DETROIT — Six months ago, about 30 heavily-armed Immigration and Customs Enforcement (ICE) officers stormed into the home of Briana Moore and her husband, Ahmed Mohammed, a 52-year-old Iraqi American truck driver who’d served time in prison for allegedly stealing a rental car about a decade ago.
“Are you going to kill my dad?” Moore recalled her 4-year-old daughter asking an officer.
Mohammed was released in 2012, but there has been a change in the White House leadership since then. In June, President Trump renewed his promise to purge the nation of undocumented immigrants with criminal records.
On Dec. 20, Moore and family members of 114 Metro Detroit Iraqis detrained by ICE stood in chilly weather outside the federal court in Detroit, demonstrating in hopes that U.S. District Court Judge Mark A. Goldsmith would issue a decision releasing their loved ones in time for Christmas.
Before the hearing began, they chanted slogans like “don’t take our dads away.”
The detainees have been held for about six months in prisons and detention centers across 22 states on the promise they would soon be deported, as they’d all previously served time for criminal offenses.
But their immigration status is in limbo, as they are unable to obtain a U.S. citizenship due to their criminal records and are unable to return to Iraq in a timely manner.
Goldsmith presided over the hearing between the American Civil Liberties Union (ACLU), which was arguing for the detainees’ release against the Justice Department’s wishes to keep them in custody.

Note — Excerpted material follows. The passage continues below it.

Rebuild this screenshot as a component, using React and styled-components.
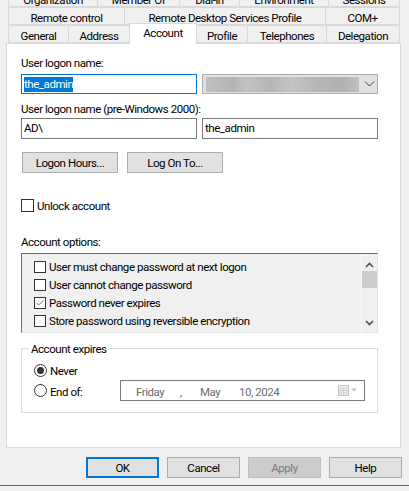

ACLU attorneys pointed to the unconstitutionality of prolonged detainment and to the issue of due process, as the detainees have not been determined to be flight risks or dangers to their communities. They also asked for all the detainees’ cases be tried as a class-action lawsuit, to allow for “a more streamlined approach” and speed up their release on bond.
To rule otherwise would be telling fathers to wait in detention while they “languish”, only to be told years later that they are unable to deport them. Since July, one detainee has been deported.
“If you’re in immigration detention and can’t be removed [deported], what are you doing in detention?” ACLU attorney Margo Schlanger told Goldsmith. “People don’t need to be in detention while their cases go through. Right now, there is no reason to keep these folks in detention.”
DOJ attorneys argued that the detainees’ deportation was imminent and that they should remain in prison as long as it takes.
They said detainments were made based on the anticipation that the Iraqi Consulate in Detroit would not accept most of their applications for deportation to Iraq. They contested a motion to allow for a class-action lawsuit, arguing each case be tried on an individualized basis because their commonalities end with having criminal records.
The government’s lawyers also pointed to a Supreme Court opinion that six months of detainment was a reasonable amount of time.
A DOJ attorney also warned the judge his decision would overturn past courts’ rulings and would subject every court to a new legal framework.
Goldsmith did not make a decision on Wednesday, and at press time still has not issued one.
Moore attended the hearing and told The AANews she was more hopeful that her husband could spend time with her and their three children. The oldest is 4, butMohammed has not met his 3-month-old baby.
Mohammed is currently detained in the Northeast Ohio Correctional Center in Youngstown, Ohio, but had to stop Moore visiting him because she couldn’t take their children with her on a four-hour trip.
Moore said her family has become so financially unstable they would be “living on the streets” had they not moved in with her husband’s parents.
She can barely afford the $20 phone call to the prison, yet alone drive there all the time. She wouldn’t know where to get the money to pay for her husband’s bond if the judge decided to release the detainees.
The 11-year-old son of Habib al-Adioy told The AANews he, his two siblings and his mother, Hanh Nguyen, would visit their father at the Youngstown prison, before he was transferred to the Chippewa County Jail in Sault Ste. Marie, in the Upper Peninsula.
He said he doesn’t like visiting his dad, because aside from the eight hour drive, the facility is “disgusting.”
The boy said he remembers clearly when about a dozen ICE officers stormed into his home, stripped his father of all identification and chained him, while pointing at his father’s head what he described as “M-14” army weapons.
“It looked like as if he killed someone,” he said.
Now, he worries about taking after his mother, who suffers from anxiety and type-2 diabetes.
Nguyen told The AANews they can’t afford paying lawyer fees anymore. She has already hired an attorney for $6,000 but the lawyer “just took the money and didn’t do anything,” she said, adding that she could barely understand what the ACLU’s lawyers were talking about during the hearing.
Nguyen has to send her husband money to afford halal food and extra blankets to keep him warm, which she said the prison does not provide. This month, the modest income she made all went to paying bills, she said.
Both Moore and Nguyen said they doubt their husbands would eventually be deported to Iraq, a country they’d left during the Gulf War, as they don’t hold citizenships there anymore.
“It’s been six months already,” said Nguyen’s son. “He starving in there, but not one day would he keep us hungry.”